Using federal funds to complement state and local resources to improve the quality of teaching should be done thoughtfully, ensuring that funds are used in a way that is consistent both with local and state school improvement strategies and with the underlying purposes of the relevant federal programs. For example, funds from the bilingual education program might be used to help recruit and prepare teachers who can help students with limited English proficiency to reach high academic standards that a district or state has set for all students. Staff knowledgeable about federal programs at the school district, state, or U.S. Department of Education can help explore in greater depth how to tailor these programs to your needs.

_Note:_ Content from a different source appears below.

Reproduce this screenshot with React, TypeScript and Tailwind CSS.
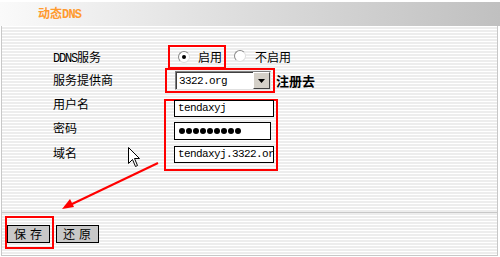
import React from 'react';

const stripes =
  'bg-[repeating-linear-gradient(to_bottom,#ffffff_0px,#ffffff_1px,#ededed_1px,#ededed_3px)]';

function Radio({ checked }: { checked?: boolean }) {
  return (
    <span className="inline-flex w-[12px] h-[12px] rounded-full bg-white border border-[#8a8a8a] border-r-[#e0e0e0] border-b-[#e0e0e0] items-center justify-center">
      {checked && <span className="w-[4px] h-[4px] rounded-full bg-black" />}
    </span>
  );
}

function Field({ children, w }: { children: React.ReactNode; w: string }) {
  return (
    <div
      className={`h-[17px] ${w} bg-white border border-black flex items-center pl-[3px] font-['Liberation_Mono',monospace] text-[11px] tracking-[-0.6px] text-black overflow-hidden whitespace-nowrap`}
    >
      {children}
    </div>
  );
}

export default function App() {
  const labels = ['服务提供商', '用户名', '密码', '域名'];
  return (
    <div className="relative w-[500px] h-[257px] bg-white overflow-hidden font-['Noto_Sans_CJK_SC',sans-serif] text-[12px] text-black">
      <div className="h-[2px] bg-white" />
      {/* Title bar */}
      <div className="h-[24px] bg-gradient-to-r from-[#fafafa] via-[#dcdcdc] to-[#c0c0c0] pl-[38px] flex items-center">
        <span className="font-bold text-[#ff9a2e] text-[12px]">
          动态<span className="font-['Liberation_Mono',monospace] text-[12px] tracking-[-0.8px]">DNS</span>
        </span>
      </div>

      <div className={`ml-[1px] mr-[2px] h-[230px] border-l border-r border-[#c8c8c8] ${stripes} flex flex-col`}>
        {/* Form */}
        <div className="h-[187px] flex border-b border-[#c8c8c8]">
          <div className="w-[162px] pl-[51px] flex flex-col">
            <div className="mt-[23px] h-[16px] leading-[16px]">
              <span className="font-['Liberation_Mono',monospace] text-[12px] tracking-[-1.2px]">DDNS</span>服务
            </div>
            {labels.map((l, i) => (
              <div
                key={l}
                className={`h-[16px] leading-[16px] ${i === 0 ? 'mt-[7px]' : i === 3 ? 'mt-[9px]' : 'mt-[8px]'}`}
              >
                {l}
              </div>
            ))}
          </div>

          <div className="flex flex-col">
            {/* DDNS service radios */}
            <div className="mt-[19px] flex items-center">
              <div className="ml-[4px] w-[58px] h-[24px] border-2 border-[#ff0000] flex items-center pl-[8px] gap-[8px]">
                <Radio checked />
                <span>启用</span>
              </div>
              <span className="ml-[8px] mr-[9px]">
                <Radio />
              </span>
              <span>不启用</span>
            </div>

            {/* Provider select */}
            <div className="mt-[-1px] flex items-center">
              <div className="ml-[1px] w-[110px] h-[25px] border-2 border-[#ff0000] pl-[8px] pt-[1px]">
                <div className="w-[96px] h-[19px] bg-white border border-[#808080] border-r-[#e0e0e0] border-b-[#e0e0e0] flex">
                  <div className="flex-1 border-l border-t border-[#404040] pl-[2px] leading-[17px] font-['Liberation_Mono',monospace] text-[11px] tracking-[-0.6px]">
                    3322.org
                  </div>
                  <div className="w-[17px] bg-[#d4d0c8] border border-[#ffffff] border-r-[#404040] border-b-[#404040] flex items-center justify-center">
                    <svg width="7" height="4" viewBox="0 0 7 4">
                      <path d="M0 0h7L3.5 4z" fill="#000" />
                    </svg>
                  </div>
                </div>
              </div>
              <span className="ml-[1px] font-bold text-[13px]">注册去</span>
            </div>

            {/* Account group */}
            <div className="mt-[6px] w-[114px] h-[72px] border-2 border-[#ff0000] pl-[8px] flex flex-col">
              <div className="mt-[-1px]">
                <Field w="w-[100px]">tendaxyj</Field>
              </div>
              <div className="mt-[5px] h-[18px] w-[97px] bg-white border border-black flex items-center pl-[4px] gap-[1px]">
                {Array.from({ length: 9 }).map((_, i) => (
                  <span key={i} className="w-[6px] h-[6px] rounded-full bg-black" />
                ))}
              </div>
              <div className="mt-[6px]">
                <Field w="w-[100px]">tendaxyj.3322.or</Field>
              </div>
            </div>
          </div>
        </div>

        {/* Buttons */}
        <div className="flex items-start pl-[3px] pt-[3px] flex-1 border-b border-[#c8c8c8]">
          <div className="w-[49px] h-[33px] border-2 border-[#ff0000] pt-[7px]">
            <button className="w-[43px] h-[18px] bg-[#c8c8c8] border border-black leading-[16px] tracking-[4px] pl-[3px]">
              保存
            </button>
          </div>
          <button className="ml-[2px] mt-[9px] w-[43px] h-[18px] bg-[#c8c8c8] border border-black leading-[16px] tracking-[4px] pl-[3px]">
            还原
          </button>
        </div>
      </div>

      {/* Annotation arrow */}
      <svg className="absolute left-0 top-0 pointer-events-none" width="500" height="257">
        <line x1="158" y1="163" x2="70" y2="205" stroke="#ff0000" strokeWidth="2" />
        <path d="M62 209 L70 199 L74 207 Z" fill="#ff0000" />
      </svg>

      {/* Mouse cursor */}
      <svg className="absolute left-[128px] top-[147px]" width="13" height="21" viewBox="0 0 13 21">
        <path
          d="M0.5 0.5 V16.5 L4.5 12.5 L7.5 19.5 L9.5 18.5 L6.5 11.5 H11.5 Z"
          fill="#fff"
          stroke="#000"
          strokeWidth="1"
        />
      </svg>
    </div>
  );
}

Have you thought about the use of Title I schoolwide programs to invest in professional development and improving teaching quality throughout the school? Many high-poverty schools receiving Title I funding are eligible to become "schoolwide programs," where they can - - if they develop a plan for helping all of their students meet high academic standards - - further combine funds to provide sustained professional development so their teachers are fully equipped to help students meet high standards.
Investing in quality teaching depends on public recognition of the extraordinary demands placed on our teachers today, a willingness to accord respect and honor to teachers across America, and leadership from teachers, schools, and communities to take whatever steps are necessary to ensure our students have access to the talented, dedicated, and well-prepared teachers they need and deserve.

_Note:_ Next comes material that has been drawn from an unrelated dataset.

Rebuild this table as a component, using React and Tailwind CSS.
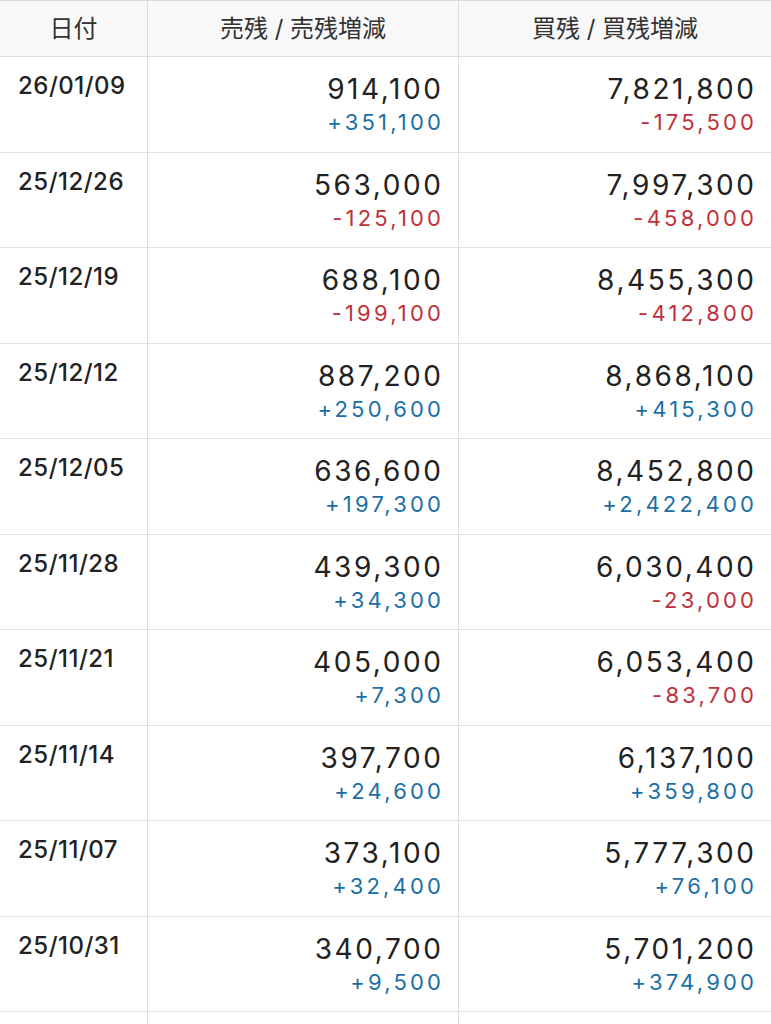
import React from "react";

const rows = [
  ["26/01/09", "914,100", "+351,100", "7,821,800", "-175,500"],
  ["25/12/26", "563,000", "-125,100", "7,997,300", "-458,000"],
  ["25/12/19", "688,100", "-199,100", "8,455,300", "-412,800"],
  ["25/12/12", "887,200", "+250,600", "8,868,100", "+415,300"],
  ["25/12/05", "636,600", "+197,300", "8,452,800", "+2,422,400"],
  ["25/11/28", "439,300", "+34,300", "6,030,400", "-23,000"],
  ["25/11/21", "405,000", "+7,300", "6,053,400", "-83,700"],
  ["25/11/14", "397,700", "+24,600", "6,137,100", "+359,800"],
  ["25/11/07", "373,100", "+32,400", "5,777,300", "+76,100"],
  ["25/10/31", "340,700", "+9,500", "5,701,200", "+374,900"],
];

function Val({ main, diff }) {
  const neg = diff.startsWith("-");
  return (
    <div className="flex flex-col items-end pr-[17px] pt-[16px]">
      <div className="text-[28px] leading-[32px] text-[#222] tracking-[2.6px] mr-[-2.6px]">{main}</div>
      <div
        className={
          "mt-[4px] text-[22px] leading-[26px] tracking-[3.2px] mr-[-3.2px] " +
          (neg ? "text-[#c0303a]" : "text-[#1a6fa6]")
        }
      >
        {diff}
      </div>
    </div>
  );
}

export default function App() {
  return (
    <div className="w-[771px] h-[1024px] overflow-hidden bg-white font-['Inter','Noto_Sans_CJK_JP',sans-serif]">
      <div className="flex h-[57px] bg-[#f8f8f8] border-t border-b border-[#dcdcdc] text-[#333] text-[24px]">
        <div className="w-[148px] shrink-0 border-r border-[#dcdcdc] flex items-center justify-center">
          日付
        </div>
        <div className="w-[311px] shrink-0 border-r border-[#dcdcdc] flex items-center justify-center">
          売残 / 売残増減
        </div>
        <div className="flex-1 flex items-center justify-center">買残 / 買残増減</div>
      </div>
      {rows.map((r, i) => (
        <div key={i} className="flex h-[95.5px] border-b border-[#e2e2e2]">
          <div className="w-[148px] shrink-0 border-r border-[#dcdcdc] pl-[18px] pt-[14px]">
            <div className="text-[24px] leading-[30px] text-[#222] tracking-[0.5px] font-medium">{r[0]}</div>
          </div>
          <div className="w-[311px] shrink-0 border-r border-[#dcdcdc]">
            <Val main={r[1]} diff={r[2]} />
          </div>
          <div className="flex-1">
            <Val main={r[3]} diff={r[4]} />
          </div>
        </div>
      ))}
      <div className="flex h-[40px]">
        <div className="w-[148px] shrink-0 border-r border-[#dcdcdc]" />
        <div className="w-[311px] shrink-0 border-r border-[#dcdcdc]" />
        <div className="flex-1" />
      </div>
    </div>
  );
}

Efforts to support good teaching can be bolstered by critical steps identified by the President and discussed in this document: recruiting new teachers, setting the highest standards for teachers and helping them reach those standards, rewarding good teachers, and identifying low-performing teachers in need of assistance or other forms of intervention. However, these steps should not be considered in isolation from one another or from broader local and state efforts to improve schools and boost student achievement. Moreover, the design and implementation of strategies to improve teaching, learning, and schooling should rely heavily on the leadership of classroom teachers and principals that work every day to motivate and educate their students.
Communities and states have an opportunity to draw on an array of U.S. Department of Education resources to support a comprehensive strategy to ensure that students have access to good teachers and teaching.
The materials that follow have been prepared to help the public understand how the many U.S. Department of Education programs and resources can support strategies to invest in quality teaching.
The Appendix to this Guide contains descriptions and contacts for other resources that can support efforts to improve teaching. Many of these research programs, technical assistance centers, and information clearinghouses focus on particular subject areas or promoting increased achievement among students with special needs.
In addition, the Department has established a new Teacher Excellence desk to assist anyone with more general questions or comments about these materials or how federal programs and resources can help them to meet the key challenges for improving teaching. Please call or write:
Working together, our nation can provide all of our students with the talented, caring, diverse, and well-prepared teachers our children need and deserve. As part of broad efforts to improve schools, meeting this challenge can help all students reach high academic standards and be prepared for the 21st century.